The idea was that we would put the thermal camera on the drone with some machine learning as well. As the drone flew around if it saw something that was warm, it would then classify it.
Were you working in the field?
I was mostly based in Liverpool at the astrophysics department, but obviously these animals don’t live in Liverpool, so we went to a safari park to practice and teach the machine learning how to recognise particular animals. But we also got to travel – we saw orangutans in Borneo, saw some wildlife in South Africa, lemurs in Madagascar, spider monkeys in Mexico and I ended up in the Amazon for a while.
Was it always your plan to use astrophysics skills to work on environmental issues?

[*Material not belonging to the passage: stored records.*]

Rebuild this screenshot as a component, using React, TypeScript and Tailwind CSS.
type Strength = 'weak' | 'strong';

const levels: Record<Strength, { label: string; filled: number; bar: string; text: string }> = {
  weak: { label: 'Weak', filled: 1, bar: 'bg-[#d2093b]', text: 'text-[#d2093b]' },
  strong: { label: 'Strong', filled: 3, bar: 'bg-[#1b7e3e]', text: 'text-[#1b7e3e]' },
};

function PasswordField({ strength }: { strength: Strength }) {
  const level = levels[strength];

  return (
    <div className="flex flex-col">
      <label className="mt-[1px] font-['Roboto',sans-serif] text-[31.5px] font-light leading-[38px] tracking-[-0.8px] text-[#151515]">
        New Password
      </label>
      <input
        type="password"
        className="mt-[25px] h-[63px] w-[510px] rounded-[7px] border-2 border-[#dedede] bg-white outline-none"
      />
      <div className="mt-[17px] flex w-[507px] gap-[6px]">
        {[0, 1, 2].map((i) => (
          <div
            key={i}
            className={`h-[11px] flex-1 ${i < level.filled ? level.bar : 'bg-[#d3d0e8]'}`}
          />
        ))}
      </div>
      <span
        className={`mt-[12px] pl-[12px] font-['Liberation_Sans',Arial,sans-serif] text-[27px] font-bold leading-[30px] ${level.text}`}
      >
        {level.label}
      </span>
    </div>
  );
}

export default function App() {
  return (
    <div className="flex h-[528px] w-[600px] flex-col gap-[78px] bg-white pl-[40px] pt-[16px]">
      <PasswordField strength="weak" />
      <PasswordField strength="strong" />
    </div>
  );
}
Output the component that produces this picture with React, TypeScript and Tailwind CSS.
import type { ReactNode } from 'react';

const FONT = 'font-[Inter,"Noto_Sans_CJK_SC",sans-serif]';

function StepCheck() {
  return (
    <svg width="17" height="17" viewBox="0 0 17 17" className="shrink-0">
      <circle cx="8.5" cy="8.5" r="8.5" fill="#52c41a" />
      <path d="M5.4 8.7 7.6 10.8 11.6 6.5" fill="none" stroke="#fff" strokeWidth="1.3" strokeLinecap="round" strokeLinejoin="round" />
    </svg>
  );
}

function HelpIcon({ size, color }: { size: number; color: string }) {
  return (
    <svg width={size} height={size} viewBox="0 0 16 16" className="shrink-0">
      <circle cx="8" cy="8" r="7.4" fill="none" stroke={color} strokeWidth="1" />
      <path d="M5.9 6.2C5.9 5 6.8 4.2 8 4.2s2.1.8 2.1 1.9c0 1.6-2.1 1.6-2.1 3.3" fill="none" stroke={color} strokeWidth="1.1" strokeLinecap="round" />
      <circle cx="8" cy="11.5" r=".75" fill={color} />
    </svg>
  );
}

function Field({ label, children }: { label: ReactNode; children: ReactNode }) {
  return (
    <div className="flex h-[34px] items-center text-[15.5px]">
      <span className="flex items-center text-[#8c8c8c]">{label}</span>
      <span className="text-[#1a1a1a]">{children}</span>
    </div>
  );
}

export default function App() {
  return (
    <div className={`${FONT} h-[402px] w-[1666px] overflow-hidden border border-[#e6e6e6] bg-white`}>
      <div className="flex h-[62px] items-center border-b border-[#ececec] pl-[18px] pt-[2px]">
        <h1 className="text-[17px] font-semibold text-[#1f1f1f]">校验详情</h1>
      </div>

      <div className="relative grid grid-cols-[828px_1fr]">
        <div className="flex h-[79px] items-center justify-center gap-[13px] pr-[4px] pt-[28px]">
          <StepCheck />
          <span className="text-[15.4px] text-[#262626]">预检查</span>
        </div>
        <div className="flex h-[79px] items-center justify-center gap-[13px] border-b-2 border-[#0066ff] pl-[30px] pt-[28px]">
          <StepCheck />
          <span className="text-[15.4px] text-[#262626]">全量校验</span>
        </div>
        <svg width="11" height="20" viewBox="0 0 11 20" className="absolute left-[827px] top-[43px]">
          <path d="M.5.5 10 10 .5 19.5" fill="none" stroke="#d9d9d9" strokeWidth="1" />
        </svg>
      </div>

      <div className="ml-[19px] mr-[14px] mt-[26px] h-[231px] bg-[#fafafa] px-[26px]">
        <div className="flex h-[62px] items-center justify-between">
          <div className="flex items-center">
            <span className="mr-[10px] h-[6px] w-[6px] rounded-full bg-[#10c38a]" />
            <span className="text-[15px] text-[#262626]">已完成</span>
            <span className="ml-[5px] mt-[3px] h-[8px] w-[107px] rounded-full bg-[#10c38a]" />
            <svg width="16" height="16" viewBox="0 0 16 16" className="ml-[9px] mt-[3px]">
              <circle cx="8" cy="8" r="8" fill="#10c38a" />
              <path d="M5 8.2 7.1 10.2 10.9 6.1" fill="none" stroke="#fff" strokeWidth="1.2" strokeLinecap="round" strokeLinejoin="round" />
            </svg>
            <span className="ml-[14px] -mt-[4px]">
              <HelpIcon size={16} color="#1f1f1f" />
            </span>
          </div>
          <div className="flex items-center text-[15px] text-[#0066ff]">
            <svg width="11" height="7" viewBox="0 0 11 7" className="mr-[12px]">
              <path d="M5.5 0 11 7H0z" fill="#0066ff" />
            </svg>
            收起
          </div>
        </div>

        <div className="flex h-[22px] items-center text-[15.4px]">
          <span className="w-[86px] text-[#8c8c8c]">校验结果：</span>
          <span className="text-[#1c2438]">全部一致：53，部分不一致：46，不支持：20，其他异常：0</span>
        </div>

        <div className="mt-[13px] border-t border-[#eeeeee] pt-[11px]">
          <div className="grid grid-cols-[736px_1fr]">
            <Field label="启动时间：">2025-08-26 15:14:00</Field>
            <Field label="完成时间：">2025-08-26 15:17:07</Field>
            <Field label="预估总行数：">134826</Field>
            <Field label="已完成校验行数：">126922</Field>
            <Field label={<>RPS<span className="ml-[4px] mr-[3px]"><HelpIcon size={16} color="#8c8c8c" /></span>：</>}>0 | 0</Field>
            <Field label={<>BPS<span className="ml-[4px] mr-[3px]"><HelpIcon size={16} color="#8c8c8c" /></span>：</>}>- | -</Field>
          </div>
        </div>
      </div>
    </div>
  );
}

I can make up a story that sounds like my career was carefully planned, but it really wasn’t. I finished my degree and I enjoyed astrophysics and it was clear to me that a PhD was what I wanted to do next. I enjoyed my PhD so I thought I should carry on doing astrophysics. But the more I was reading about climate change the more I thought this is something important I could possibly help with. Then I saw this job advert for the Met Office which had everything I was doing in astrophysics in it, but applied to climate.
I feel like I was quite lucky to get that job now – but when you have the core physics skills you can pick up the extra bits on the climate side pretty quickly. I wouldn’t say it’s easy, but you can learn it.
What would you say to someone considering studying physics beyond the age of 16?
You should do what you enjoy. Studying things that you’re passionate and excited about will lead you to doing a job that you enjoy. There’s no point switching to something that seems sensible but isn’t interesting, because if you’re 16 you could spend the next 50-60 years of your life doing it.
I think my career shows that you can do a lot with a physics degree – and the things you do can be very varied. If you decide part of it isn’t for you, you’ve got the skills to go somewhere else.
You don’t have to make up your mind about what you want to do with your life when you’re 16 or 18. I didn’t – I just liked science. I still do, and I like to do jobs that I enjoy and find interesting.